I never really had a very active fantasy life as a kid. I was very involved with music, so I suppose I wanted to be a famous concert musician. And I had the typical sports champion fantasies. But beyond that? Not so much. I really had a blank period in my childhood when I stopped reading (as I got involved in music), so my imagination wasn't challenged that way until my third year of college. Of all books to bring me back into reading, it was Moby-Dick.

Bill C said...

Hi, what a great story! Although... if you *are* a tricksy, successful liar...?

I remember two elaborate fantasies. One involved a huge underground network of tunnels and caves with a secret entrance accessible from my bedroom; the other somehow had me on the moon, waiting to greet astronauts. So far though, not much progress in these areas.

kenju said...

I am sorry to hear that you had all that in your childhood. I cannot imagine having to go to church that often.

I used to fantasize that I might become a famous movie star!..LOL

Pookie65 said...

It sounds like we have a similar religious background. My mothers father was a self-annointed, Southern Baptist minister. Enough said.

As for my childhood fantasies I had a love for laying in the grass day dreaming of being small enough to walk about the ground and each blade towering over me.

Then in 4th grade I began a fantasy for the gym teacher (a hunk of a man) to turn me over his knee and spank me. Oh, don't ask! Suffice it to say that on occasion I'd misbehave horribly in gym in hopes that he'd get mad enough to smack my young buttocks with his bare hand. This went on all the way through grade 7. Dammit he was just too nice of a guy. Never got mad at me once. I think he was a mind reader.

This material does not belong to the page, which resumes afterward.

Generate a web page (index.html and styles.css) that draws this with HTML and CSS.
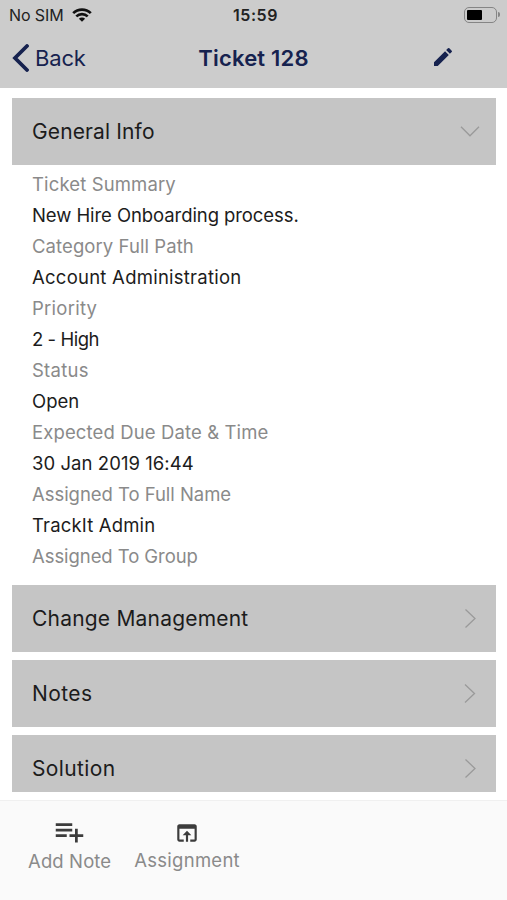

I cannot believe I just told you this!

Anonymous said...

I also had a strict Baptist upbringing - but not as hectic in the churchgoing as you had - and my fantasies were similar to yours...lots of great, terrible disasters in which I'd come out a shining heroine - and my family were also always lost...and I lied a lot too because I lived in a fantasy world. I read my way through childhood - from age 5 - and always had my nose in a book and when I wasn't reading I was dreaming my wild secret dreams.